In your experience, what background or skills are necessary to be a good data scientist?
There is not one single path that must be taken; many people with diverse backgrounds and training become data scientists. In my case, I have a very strong background in statistics, which I think is essential. Why? As a data scientist, you must be able to understand what can be exploited from your data sets, and whether your data set is good enough – big enough, unbiased, etc. – to provide all the information necessary to solve the problem. Statistics is definitely at the core of this.
I would say it’s also important to have a broad understanding of how to stream data. Though I’m not coding things directly, I have solid technical knowledge of algorithms and how they work, and I understand the architecture and infrastructure behind it, especially with Spark.
What advice would you give to someone interested in becoming a data scientist?
First, determine whether you want to apply your knowledge to helping a business solve its problems, or whether you want to work purely on the research side.
Try an internship – there are more and more data science internship offers out there. Take the opportunity to see what you like. You might specialise in one direction later in your career, but for your first jobs and while you’re still learning, it’s about finding what you like.
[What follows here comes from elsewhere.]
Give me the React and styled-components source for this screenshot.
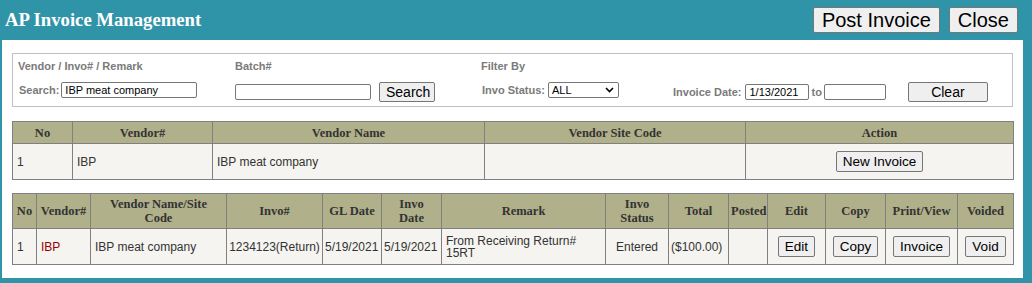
import React from "react";
import styled, { createGlobalStyle } from "styled-components";

const Global = createGlobalStyle`
  html, body { margin: 0; padding: 0; }
  body { background: #2f94a8; font-family: "Liberation Sans", Arial, sans-serif; }
`;

const Page = styled.div`
  width: 1032px;
  height: 283px;
  background: #2f94a8;
  box-sizing: border-box;
  padding: 0 9px 5px 2px;
  display: flex;
  flex-direction: column;
`;

const TopBar = styled.div`
  height: 40px;
  display: flex;
  align-items: center;
  justify-content: space-between;
  padding-left: 3px;
`;

const Title = styled.h1`
  margin: 0 0 1px 0;
  font-family: "Palatino Linotype", "Liberation Serif", serif;
  font-weight: bold;
  font-size: 18.7px;
  color: #fff;
`;

const TopButtons = styled.div`
  display: flex;
  gap: 9px;
  margin-right: 5px;
`;

const Btn = styled.button`
  font-family: "Liberation Sans", Arial, sans-serif;
  font-size: ${(p) => p.$fs || 13}px;
  height: ${(p) => p.$h || 20}px;
  padding: 0 ${(p) => p.$px || 6}px;
  width: ${(p) => (p.$w ? p.$w + "px" : "auto")};
  margin-left: ${(p) => p.$ml || 0}px;
  background: #efefef;
  border: 1px solid #767676;
  border-radius: 2px;
  color: #000;
  line-height: 1;
`;

const Panel = styled.div`
  flex: 1;
  background: #fff;
  padding: 13px 10px 0 10px;
  display: flex;
  flex-direction: column;
`;

const FilterBox = styled.div`
  height: 54px;
  border: 1px solid #c0c0c0;
  box-sizing: border-box;
  display: flex;
  padding: 0 0 0 5px;
  font-size: 11px;
  font-weight: bold;
  color: #7a7a7a;
`;

const FGroup = styled.div`
  width: ${(p) => p.$w}px;
  display: flex;
  flex-direction: column;
`;

const FLabel = styled.div`
  height: 13px;
  margin-top: 6px;
  line-height: 13px;
`;

const FRow = styled.div`
  display: flex;
  align-items: center;
  margin-top: 9px;
  gap: ${(p) => p.$gap || 0}px;
`;

const Lbl = styled.span`
  margin-left: ${(p) => p.$ml || 0}px;
  margin-right: ${(p) => p.$mr || 2}px;
`;

const Input = styled.input`
  box-sizing: border-box;
  width: ${(p) => p.$w}px;
  height: 16px;
  margin-left: ${(p) => p.$ml || 0}px;
  border: 1px solid #767676;
  border-radius: 2px;
  padding: 0 3px;
  font-family: "Liberation Sans", Arial, sans-serif;
  font-size: 11px;
  color: #000;
  outline: none;
`;

const Select = styled.div`
  box-sizing: border-box;
  width: 71px;
  height: 16px;
  margin-left: 1px;
  border: 1px solid #767676;
  border-radius: 2px;
  display: flex;
  align-items: center;
  justify-content: space-between;
  padding: 0 4px 0 3px;
  font-weight: normal;
  color: #000;
  font-size: 11px;
`;

const Table = styled.table`
  width: 1001px;
  border-collapse: collapse;
  table-layout: fixed;
  margin-top: ${(p) => p.$mt}px;
  border: 1px solid #808080;
`;

const Th = styled.th`
  background: #b0b08a;
  border: 1px solid #808080;
  font-family: "Palatino Linotype", "Liberation Serif", serif;
  font-size: 12.5px;
  font-weight: bold;
  color: #333;
  height: ${(p) => p.$h}px;
  padding: 0 2px;
  line-height: 14px;
  text-align: center;
  box-sizing: border-box;
  white-space: nowrap;
`;

const Td = styled.td`
  background: #f5f4f0;
  border: 1px solid #808080;
  font-size: 12px;
  color: ${(p) => p.$color || "#333"};
  height: 35px;
  padding: 0 ${(p) => (p.$pad != null ? p.$pad : 4)}px;
  text-align: ${(p) => p.$align || "left"};
  line-height: 12px;
  white-space: nowrap;
`;

const SmallBtn = styled(Btn)`
  height: 21px;
  font-size: 13.5px;
  padding: 0 6px;
  margin: 0;
`;

const cols1 = [60, 140, 272, 261, 268];
const cols2 = [24, 54, 136, 96, 59, 60, 164, 63, 60, 39, 58, 60, 72, 56];

export default function App() {
  return (
    <>
      <Global />
      <Page>
        <TopBar>
          <Title>AP Invoice Management</Title>
          <TopButtons>
            <Btn $fs={20} $h={26} $px={8}>Post Invoice</Btn>
            <Btn $fs={20} $h={26} $px={8}>Close</Btn>
          </TopButtons>
        </TopBar>
        <Panel>
          <FilterBox>
            <FGroup $w={217}>
              <FLabel>Vendor / Invo# / Remark</FLabel>
              <FRow>
                <Lbl $ml={1}>Search:</Lbl>
                <Input $w={136} defaultValue="IBP meat company" />
              </FRow>
            </FGroup>
            <FGroup $w={246}>
              <FLabel>Batch#</FLabel>
              <FRow $gap={8}>
                <Input $w={136} defaultValue="" />
                <Btn $fs={14} $h={20} $w={56}>Search</Btn>
              </FRow>
            </FGroup>
            <FGroup $w={192}>
              <FLabel>Filter By</FLabel>
              <FRow>
                <Lbl $ml={1}>Invo Status:</Lbl>
                <Select>
                  <span>ALL</span>
                  <svg width="9" height="6" viewBox="0 0 9 6">
                    <path d="M1 1 L4.5 4.5 L8 1" stroke="#000" strokeWidth="1.6" fill="none" />
                  </svg>
                </Select>
              </FRow>
            </FGroup>
            <FGroup $w={330}>
              <FLabel>&nbsp;</FLabel>
              <FRow>
                <Lbl>Invoice Date:</Lbl>
                <Input $w={64} $ml={2} defaultValue="1/13/2021" />
                <Lbl $ml={2} $mr={2}>to</Lbl>
                <Input $w={62} defaultValue="" />
                <Btn $fs={14} $h={20} $w={80} $ml={22}>Clear</Btn>
              </FRow>
            </FGroup>
          </FilterBox>

          <Table $mt={14}>
            <colgroup>
              {cols1.map((w, i) => (
                <col key={i} style={{ width: w }} />
              ))}
            </colgroup>
            <thead>
              <tr>
                <Th $h={22}>No</Th>
                <Th $h={22}>Vendor#</Th>
                <Th $h={22}>Vendor Name</Th>
                <Th $h={22}>Vendor Site Code</Th>
                <Th $h={22}>Action</Th>
              </tr>
            </thead>
            <tbody>
              <tr>
                <Td>1</Td>
                <Td>IBP</Td>
                <Td>IBP meat company</Td>
                <Td></Td>
                <Td $align="center">
                  <SmallBtn>New Invoice</SmallBtn>
                </Td>
              </tr>
            </tbody>
          </Table>

          <Table $mt={13}>
            <colgroup>
              {cols2.map((w, i) => (
                <col key={i} style={{ width: w }} />
              ))}
            </colgroup>
            <thead>
              <tr>
                <Th $h={35}>No</Th>
                <Th $h={35}>Vendor#</Th>
                <Th $h={35}>Vendor Name/Site<br />Code</Th>
                <Th $h={35}>Invo#</Th>
                <Th $h={35}>GL Date</Th>
                <Th $h={35}>Invo<br />Date</Th>
                <Th $h={35}>Remark</Th>
                <Th $h={35}>Invo<br />Status</Th>
                <Th $h={35}>Total</Th>
                <Th $h={35}>Posted</Th>
                <Th $h={35}>Edit</Th>
                <Th $h={35}>Copy</Th>
                <Th $h={35}>Print/View</Th>
                <Th $h={35}>Voided</Th>
              </tr>
            </thead>
            <tbody>
              <tr>
                <Td>1</Td>
                <Td $color="#990000">IBP</Td>
                <Td>IBP meat company</Td>
                <Td $align="center" $pad={2}>1234123(Return)</Td>
                <Td $pad={2}>5/19/2021</Td>
                <Td $pad={2}>5/19/2021</Td>
                <Td>From Receiving Return#<br />15RT</Td>
                <Td $align="center">Entered</Td>
                <Td $pad={2}>($100.00)</Td>
                <Td></Td>
                <Td $align="center"><SmallBtn>Edit</SmallBtn></Td>
                <Td $align="center"><SmallBtn>Copy</SmallBtn></Td>
                <Td $align="center"><SmallBtn>Invoice</SmallBtn></Td>
                <Td $align="center"><SmallBtn>Void</SmallBtn></Td>
              </tr>
            </tbody>
          </Table>
        </Panel>
      </Page>
    </>
  );
}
Don’t get stuck focusing too much on any one particular language. If you’re comfortable with Python, then the company should adapt to Python. If you’re working with R, the company should adapt to R. Don’t be too closed-minded about one technology over another… it won’t matter anyway in 5 years as things evolve and you have to learn the newest language!
Data scientists are always focused on technology and algorithms, but my advice is to seek out the business value in what you do, and understand the impact on the company. This will make the difference between being a good data scientist, and being a good data scientist with a job!
What do you like most about your profession? What motivates you?
What I like most is developing products and the strategic side of solving problems for companies. I’m very interested in how we can expand data science usage to other types of fields and businesses, outside of the digital, ecommerce and classifieds sectors. What motivates me is helping companies understand what they want to achieve, and then accomplishing it with the right data, developments, and data scientist talent.
How do you see data science and machine learning evolving over the next decade?
Globally, we’re moving more to the cloud, and we’re increasingly able to solve problems now that we are scaling up: Clusters are cheaper and more powerful, we can stream data at scale. This is a good starting point and it is only going to improve over time.
I don’t see the technology ramping up disruptively, but rather machine learning will scale up and across a wider field of application. The maturity of machine learning is such that we can touch any kind of domain today, so I see data science being used and embraced in new sectors that were previously closed. Blockchain technology, augmented reality, virtual reality, speech recognition and neural-net will all have an impact in the next decade.
And the million-dollar question: Will machines overtake us all?
In the future, we’ll become even more interdependent on machines as they become more responsive. If we look at how we’re solving problems today using artificial intelligence and machine learning, it’s a question of optimisation – being more efficient, making more money. If we generalise that and try to optimise all around us, how long will it take the machines to realise that the humans are actually the bottleneck to these optimisations? [laughs]
We shouldn’t be afraid of this, though, because we can use this technology to our advantage in the interest of “augmented humanity”… bettering ourselves thanks to technology so that we won’t need to be replaced.